Bagi penolak KPK silakan beri alasannya. Bagi pendukung juga demikian. Yang penting konsisten dan konsekuen dengan argumentasinya. Jangan, berubah-ubah, seperti cerita kancil, mutar-mutar.
Obyek kritisi saya adalah KPK, bukan soal e-KTP atau lainnya sebagaimana pengkritik saya menuntut agar juga saya kritisi. Kalau soal E-KTP, mau kita kritisi, ya obyek kritisi adalah kasus korupsi e-KTP. Jangan dikaitkan dengan Pansus Angket KPK.
Mari kita mulai dari pengakuan Mantan Menteri Dalam Negeri tentang keterlibatan Agus Ketua KPK. Kan, mustahil KPK berani tangkapi elite politik kalau Ketua KPK sendiri terlibat. Data keterlibatan Agus ini sudah ada di tangan pansus angket dan Pimpinan DPR. Paling KPK beraninya cuma tangkap level eselon dari dan “pimpro”. Kalau mau serius, tuntut Agus mundur dari Ketua KPK karena diduga terlibat korupsi e-KTP.
Jika Agus merasa bersih dan benar tak terlibat, sebagai penegak hukum, Agus harus gugat Mantan Mendagri itu ke lembaga penegakan hukum, agar benar-benar publik percaya. Tapi, mengapa Agus tidak menuntut, padahal yang bilang dia terlibat seorang level mantan Menteri?

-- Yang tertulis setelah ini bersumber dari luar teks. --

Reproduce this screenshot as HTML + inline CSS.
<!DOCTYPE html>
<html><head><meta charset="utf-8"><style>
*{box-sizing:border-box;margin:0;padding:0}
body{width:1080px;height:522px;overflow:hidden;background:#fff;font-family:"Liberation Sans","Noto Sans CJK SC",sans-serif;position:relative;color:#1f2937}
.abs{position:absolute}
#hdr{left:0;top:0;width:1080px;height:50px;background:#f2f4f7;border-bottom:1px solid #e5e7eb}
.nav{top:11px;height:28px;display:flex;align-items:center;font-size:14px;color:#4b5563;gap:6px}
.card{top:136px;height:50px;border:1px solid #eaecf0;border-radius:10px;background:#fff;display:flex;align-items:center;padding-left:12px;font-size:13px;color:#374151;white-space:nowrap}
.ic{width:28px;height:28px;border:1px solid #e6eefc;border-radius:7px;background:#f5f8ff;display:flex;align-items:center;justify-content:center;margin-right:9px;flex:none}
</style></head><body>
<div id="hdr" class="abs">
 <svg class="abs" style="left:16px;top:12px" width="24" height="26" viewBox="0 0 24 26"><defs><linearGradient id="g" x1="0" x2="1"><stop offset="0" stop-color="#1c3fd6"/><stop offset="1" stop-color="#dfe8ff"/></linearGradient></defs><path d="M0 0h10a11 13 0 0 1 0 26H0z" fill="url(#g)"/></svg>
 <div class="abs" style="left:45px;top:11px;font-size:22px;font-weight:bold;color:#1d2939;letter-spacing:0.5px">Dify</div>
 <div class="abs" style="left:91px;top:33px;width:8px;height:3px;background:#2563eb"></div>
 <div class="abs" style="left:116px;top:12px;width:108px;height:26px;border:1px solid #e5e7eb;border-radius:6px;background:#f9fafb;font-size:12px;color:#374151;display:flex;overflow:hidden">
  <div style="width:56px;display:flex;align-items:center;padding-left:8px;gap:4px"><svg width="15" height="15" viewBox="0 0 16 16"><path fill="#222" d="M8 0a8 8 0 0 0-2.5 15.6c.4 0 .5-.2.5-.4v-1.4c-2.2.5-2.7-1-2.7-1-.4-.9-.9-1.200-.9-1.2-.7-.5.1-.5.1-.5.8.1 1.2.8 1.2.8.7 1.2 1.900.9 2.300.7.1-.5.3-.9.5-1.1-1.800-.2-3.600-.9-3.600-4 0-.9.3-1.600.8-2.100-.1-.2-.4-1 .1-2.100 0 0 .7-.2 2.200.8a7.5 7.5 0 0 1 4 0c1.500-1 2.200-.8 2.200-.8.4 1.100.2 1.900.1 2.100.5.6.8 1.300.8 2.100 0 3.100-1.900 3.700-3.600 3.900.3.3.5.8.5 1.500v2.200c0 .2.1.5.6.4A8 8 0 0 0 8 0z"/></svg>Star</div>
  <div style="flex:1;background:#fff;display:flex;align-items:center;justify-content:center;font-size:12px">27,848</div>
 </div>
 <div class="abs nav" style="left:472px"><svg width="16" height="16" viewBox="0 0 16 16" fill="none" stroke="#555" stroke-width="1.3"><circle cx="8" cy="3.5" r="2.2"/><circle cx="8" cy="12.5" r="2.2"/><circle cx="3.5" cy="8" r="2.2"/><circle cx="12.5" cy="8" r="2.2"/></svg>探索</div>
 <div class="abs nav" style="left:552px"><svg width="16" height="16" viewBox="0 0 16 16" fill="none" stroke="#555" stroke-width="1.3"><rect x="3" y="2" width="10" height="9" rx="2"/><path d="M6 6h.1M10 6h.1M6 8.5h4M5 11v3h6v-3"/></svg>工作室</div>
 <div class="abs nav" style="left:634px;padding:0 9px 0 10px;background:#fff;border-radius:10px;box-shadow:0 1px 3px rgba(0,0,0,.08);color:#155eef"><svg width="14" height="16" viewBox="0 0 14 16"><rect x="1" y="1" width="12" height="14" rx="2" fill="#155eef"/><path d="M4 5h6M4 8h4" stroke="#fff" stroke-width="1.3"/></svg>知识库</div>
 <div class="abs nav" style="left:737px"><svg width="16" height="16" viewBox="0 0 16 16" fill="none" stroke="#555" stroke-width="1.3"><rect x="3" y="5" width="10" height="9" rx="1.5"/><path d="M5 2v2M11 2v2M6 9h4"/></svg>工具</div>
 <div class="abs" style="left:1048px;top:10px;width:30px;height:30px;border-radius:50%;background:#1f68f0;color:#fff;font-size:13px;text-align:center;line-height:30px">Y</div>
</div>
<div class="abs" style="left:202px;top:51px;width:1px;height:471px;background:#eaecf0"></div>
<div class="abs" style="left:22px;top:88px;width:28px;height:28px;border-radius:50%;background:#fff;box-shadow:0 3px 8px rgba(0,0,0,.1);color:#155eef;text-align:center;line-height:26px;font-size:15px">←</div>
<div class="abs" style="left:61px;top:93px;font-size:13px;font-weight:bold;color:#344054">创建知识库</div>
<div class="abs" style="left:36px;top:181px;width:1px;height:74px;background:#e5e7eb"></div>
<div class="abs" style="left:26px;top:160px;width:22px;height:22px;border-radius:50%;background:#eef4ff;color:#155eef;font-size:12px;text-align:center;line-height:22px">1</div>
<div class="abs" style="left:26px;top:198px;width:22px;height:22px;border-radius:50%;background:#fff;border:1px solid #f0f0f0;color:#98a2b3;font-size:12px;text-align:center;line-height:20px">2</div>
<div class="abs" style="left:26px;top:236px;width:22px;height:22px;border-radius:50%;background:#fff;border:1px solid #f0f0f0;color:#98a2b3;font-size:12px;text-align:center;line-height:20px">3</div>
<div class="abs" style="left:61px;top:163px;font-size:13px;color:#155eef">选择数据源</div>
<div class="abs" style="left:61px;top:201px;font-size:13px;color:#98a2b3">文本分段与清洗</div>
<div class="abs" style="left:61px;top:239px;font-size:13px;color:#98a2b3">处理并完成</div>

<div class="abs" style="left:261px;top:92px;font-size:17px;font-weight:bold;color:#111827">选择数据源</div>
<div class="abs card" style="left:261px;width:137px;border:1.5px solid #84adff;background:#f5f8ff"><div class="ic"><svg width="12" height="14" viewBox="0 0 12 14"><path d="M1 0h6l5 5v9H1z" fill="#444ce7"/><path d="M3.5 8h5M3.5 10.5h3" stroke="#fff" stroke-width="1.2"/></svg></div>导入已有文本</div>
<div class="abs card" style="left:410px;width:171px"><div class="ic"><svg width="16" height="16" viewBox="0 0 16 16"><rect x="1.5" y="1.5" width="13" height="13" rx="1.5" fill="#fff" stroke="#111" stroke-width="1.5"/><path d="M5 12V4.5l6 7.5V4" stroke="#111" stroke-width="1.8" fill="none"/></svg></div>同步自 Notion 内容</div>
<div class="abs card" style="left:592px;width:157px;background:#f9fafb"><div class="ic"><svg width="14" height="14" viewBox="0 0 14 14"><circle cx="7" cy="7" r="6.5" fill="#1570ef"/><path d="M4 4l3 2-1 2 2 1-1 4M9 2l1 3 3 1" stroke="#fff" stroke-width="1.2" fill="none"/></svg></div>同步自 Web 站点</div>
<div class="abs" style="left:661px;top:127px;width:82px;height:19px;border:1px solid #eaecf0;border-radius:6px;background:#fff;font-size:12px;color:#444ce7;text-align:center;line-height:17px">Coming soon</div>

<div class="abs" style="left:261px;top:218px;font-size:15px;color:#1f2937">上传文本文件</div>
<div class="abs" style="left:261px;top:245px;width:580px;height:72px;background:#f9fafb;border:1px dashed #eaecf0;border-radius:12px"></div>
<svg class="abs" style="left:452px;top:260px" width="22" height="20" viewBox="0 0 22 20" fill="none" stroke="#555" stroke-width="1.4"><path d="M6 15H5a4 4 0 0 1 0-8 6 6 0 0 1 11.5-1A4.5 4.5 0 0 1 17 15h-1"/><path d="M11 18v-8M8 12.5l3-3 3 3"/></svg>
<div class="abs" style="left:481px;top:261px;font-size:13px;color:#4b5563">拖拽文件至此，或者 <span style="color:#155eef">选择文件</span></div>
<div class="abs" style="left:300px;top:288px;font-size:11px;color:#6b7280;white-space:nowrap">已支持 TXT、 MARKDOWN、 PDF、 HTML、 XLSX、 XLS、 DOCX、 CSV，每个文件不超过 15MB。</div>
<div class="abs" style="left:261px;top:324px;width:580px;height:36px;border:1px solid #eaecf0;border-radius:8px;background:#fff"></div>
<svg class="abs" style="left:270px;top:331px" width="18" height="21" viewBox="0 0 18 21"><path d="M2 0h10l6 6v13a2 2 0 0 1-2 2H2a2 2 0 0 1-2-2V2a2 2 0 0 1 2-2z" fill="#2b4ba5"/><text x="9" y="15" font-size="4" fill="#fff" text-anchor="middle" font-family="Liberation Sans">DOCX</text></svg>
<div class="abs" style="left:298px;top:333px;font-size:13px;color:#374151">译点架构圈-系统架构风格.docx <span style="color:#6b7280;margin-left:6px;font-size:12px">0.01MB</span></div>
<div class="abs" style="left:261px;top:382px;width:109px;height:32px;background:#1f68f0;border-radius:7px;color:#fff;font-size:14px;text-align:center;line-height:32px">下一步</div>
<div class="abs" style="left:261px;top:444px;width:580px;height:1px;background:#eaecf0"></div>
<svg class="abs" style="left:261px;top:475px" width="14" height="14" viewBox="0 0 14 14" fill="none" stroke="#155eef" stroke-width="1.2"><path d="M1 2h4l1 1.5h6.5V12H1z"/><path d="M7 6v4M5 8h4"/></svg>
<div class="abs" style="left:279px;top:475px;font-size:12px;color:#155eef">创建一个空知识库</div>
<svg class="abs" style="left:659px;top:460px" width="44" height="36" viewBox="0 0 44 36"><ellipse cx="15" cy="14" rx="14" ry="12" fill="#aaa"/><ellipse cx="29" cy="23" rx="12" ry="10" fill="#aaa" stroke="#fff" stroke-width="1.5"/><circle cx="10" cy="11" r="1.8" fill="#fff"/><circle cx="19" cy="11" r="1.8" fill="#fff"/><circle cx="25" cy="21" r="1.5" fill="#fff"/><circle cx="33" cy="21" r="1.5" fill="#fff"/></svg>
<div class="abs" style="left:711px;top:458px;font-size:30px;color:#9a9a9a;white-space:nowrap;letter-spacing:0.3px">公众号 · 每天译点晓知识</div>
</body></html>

Saya juga dengan beberapa teman akan jumpai lagi pansus angket. Salah satu upaya akan saya lakukan, yakni meminta pansus mempertanyakan atau menyoal dugaan Agus koruptor e-KTP. Bagaimana mungkin bisa bersih, kalau sapu kotor mau bersihkan lantai kotor. Belum lagi kita bicara, tidak maunya KPK menuntaskan kasus Cina-cina perampok BLBI. Cuma pribumi koruptor kelas ikan teri saja mereka berani.
KPK itu masih takut tuntaskan kasus korupsi e-KTP. Hingga kini baru seorang anggota DPR, Miryam, menjadi tersangka. Yang lain-lain baru dugaan. Kalau mau fair KPK, Mantan Mendagri tersebut saja langsung dijadikan tersangka dan diadili. Biar terang menderang siapa saja terlibat korupsi.
Nanti juga akan ketahuan keterlibatan Agus saat dia jadi Pemimpin LKPP. Apakah faktual dan betul Agus mengatur siapa penyedia jasa yang menang dalam tendering?
Dalam soal kasus korupsi pembelian tanah Rumah Sakit Sumber Waras di DKI Jakarta, juru bicara KPK malah bilang, silakan penegak hukum lain ambil alih kasus ini. Intinya, hingga detik ini tidak ada penetapan tersangka dalam kasus korupsi ini.
Samad waktu wawancara di DPR mau nenjadi komisioner janji mau selesaikan kasus Bank Century? Faktanya? Malah ingin jadi cawapres! Janji tinggal janji.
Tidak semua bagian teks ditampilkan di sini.